Greene aprovechó la reescritura para plantear nuevas formas de imperialismo por parte de los Estados Unidos, en una jugada un tanto inquietante pues justo al año de publicarse la novela comenzaría la fatídica Guerra de Vietnam, y algunos de los vaticinios de Fowler terminaron haciéndose realidad. Lógicamente, a Greene le había dado tiempo de leer largo y tendido en Internet sobre el futuro de Vietnam, lo que justifica esa supuesta capacidad prestidigitadora. Greene pensó de paso que caricaturizando a los norteamericanos, dibujándolos como unos auténticos seres sin escrúpulos, ningún estudio de Hollywood se atrevería a llevar al cine su novela. Pero nosotros ya sabemos que ni con esas.
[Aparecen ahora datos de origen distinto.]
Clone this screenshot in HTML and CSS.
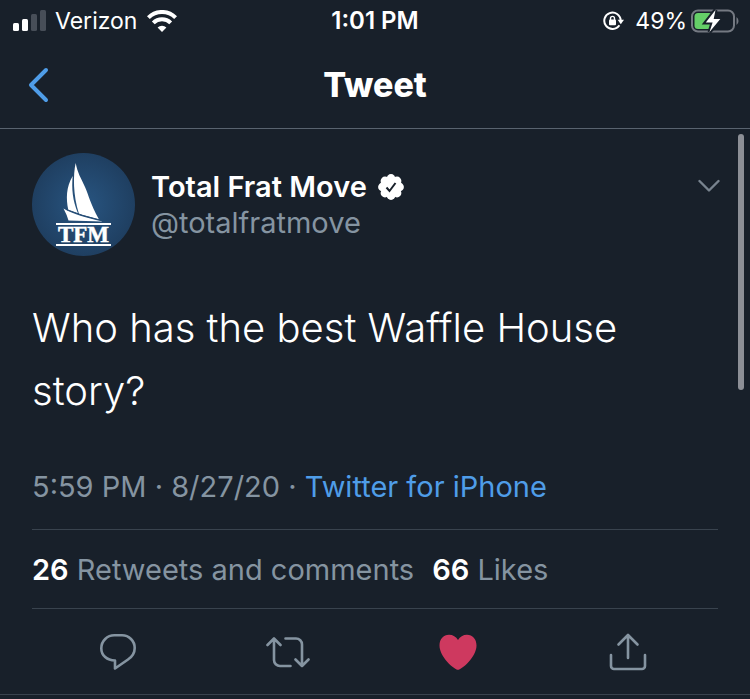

Una de las cuestiones más controvertidas que sobrevuelan El americano impasible es la necesidad de encontrar una “tercera fuerza” en Vietnam, que es el fondo el motor de toda la historia. Aunque el concepto político no era nuevo, no hay apenas dudas de que Greene extrajo aquella idea de la famosa “tercera vía” propuesta en su día por el primer ministro británico Tony Blair y que tanto acercó a su país a los Estados Unidos de Bill Clinton. Greene conoció este hecho histórico, cómo no, en sus búsquedas por Internet, y resulta de lo más hiriente observar cómo esa “tercera vía” encuentra su perfecto paralelismo en El americano impasible en esa especie de relación triangular que se forma gracias a Phuong, la joven y hermosa vietnamita que Pyle pretende arrebatar a Fowler, supuestamente aplicando la mayor de las “diplomacias”. Greene planteaba de esta forma tan gráfica la nueva política internacional: el americano robándole la novia al británico; los Estados Unidos arrebatándole el Imperio al Reino Unido. Y en su puta cara.

Destrozados los cimientos de su supuesto catolicismo (la ingenua religiosidad de Pyle resulta ciertamente sonrojante) y puestos a caldo a los norteamericanos, a Greene solo le quedaba dinamitar el tercer sambenito de su legado: el entretenimiento. De ahí que se esmerara en la reescritura de El americano impasible para conseguir una de las escenas más intensas que se han escrito jamás: la noche que pasan Fowler y Pyle atrapados en una torreta de vigilancia, en medio de unos inmensos arrozales. Es tal la tensión que se masca en esas páginas que no hay lector que no quede rendido ante la evidencia de mi teoría: Graham Greene viajó en el tiempo para conseguir con El americano impasible su lagarto azul, su elefante blanco, la ansiada inmortalidad literaria.

admin

2 comentarios

  1. Gracias por este interesante artículo, lleno de datos que desconocíamos. Desde hoy mismo nombramos socio honorario de nuestra asociación al gran escritor de novelas de espionaje Graham Green. Saludos con antifaz.

  2. Me ha encantado este artículo, que he leído con mucha atención (de pie). Semejante teorión explicaría que la OMS haya decretado como insalubre el Diolactón, ese delicioso producto lácteo del que el americano tranquilo proveía al General Thé (otra deliciosa bebida) y que yo consumo en cantidades industriales, bien sazonado de ajo. Ahora también con sabor mentolado.